I have been looking back to see what was done on 300th anniversary of his birth and find it was little enough. Firstly the actual date of the saint’s birth was still being disputed at that time; but more importantly, Oliver Plunkett had been beatified in 1920, a time of national struggle. This had been enough. It was not until 1981 that he was finally canonised, with great ceremonies in Rome, Ireland and England.

The story of the persecution, betrayal and death of Oliver Plunkett is a grim  one. But next year, instead of picking over yet again the ancient quarrels, Catholics should keep constantly in mind that in 1997 Plunkett was made a patron saint for peace and reconciliation in Ireland.

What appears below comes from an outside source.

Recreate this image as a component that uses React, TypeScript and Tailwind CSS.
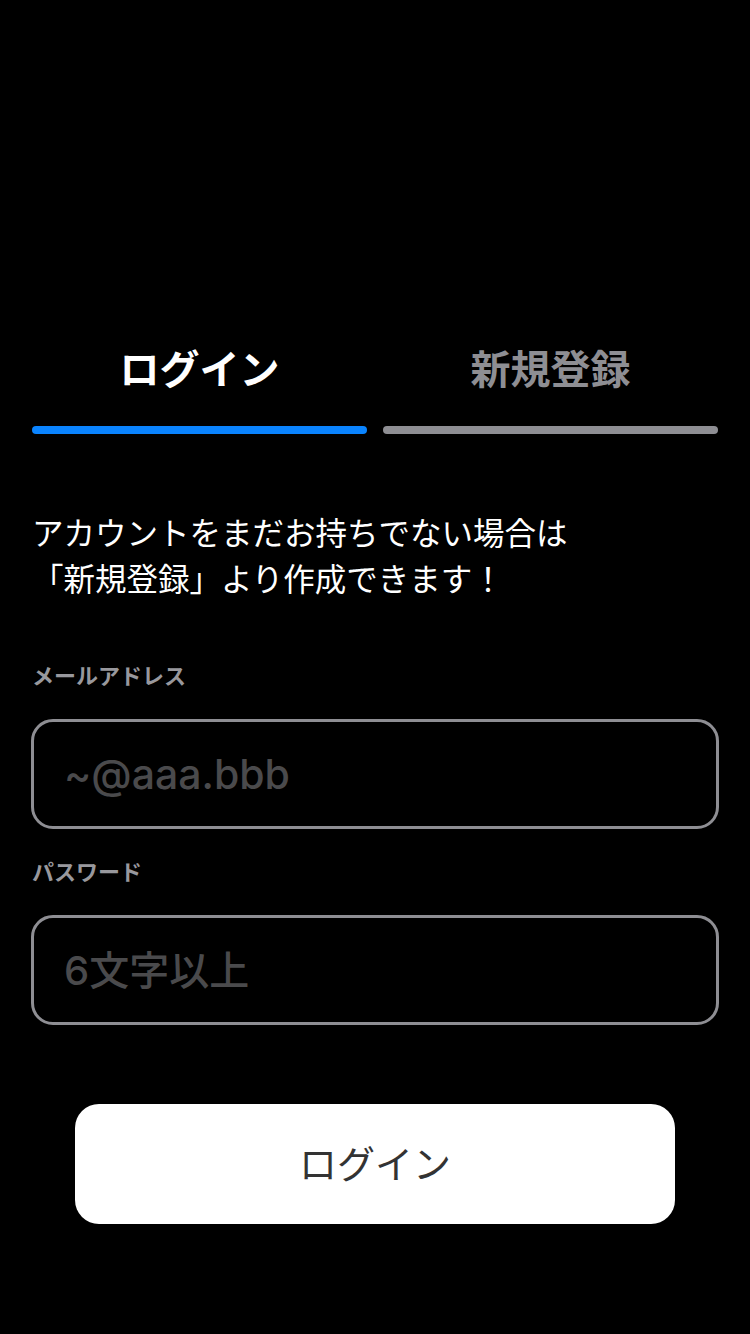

He was adopted by the prayer group campaigning for peace in Ireland, St Oliver Plunkett for Peace and Reconciliation.       

Divisions

This should still be the theme for the 400th anniversary as Ireland remains as much in need of the reconciliation and the promotion of accord and peace as it ever it did in the past. 

The old divisions which brought about the martyr’s  death have faded, but others are now coming to the fore, some of them alas being promoted as ‘national causes’. Everyone living on this island, no matter what their culture or religion, will support the cause of reconciliation and increased interpersonal  understating. Fintan Tracey’s little book is  a first effort in that direction.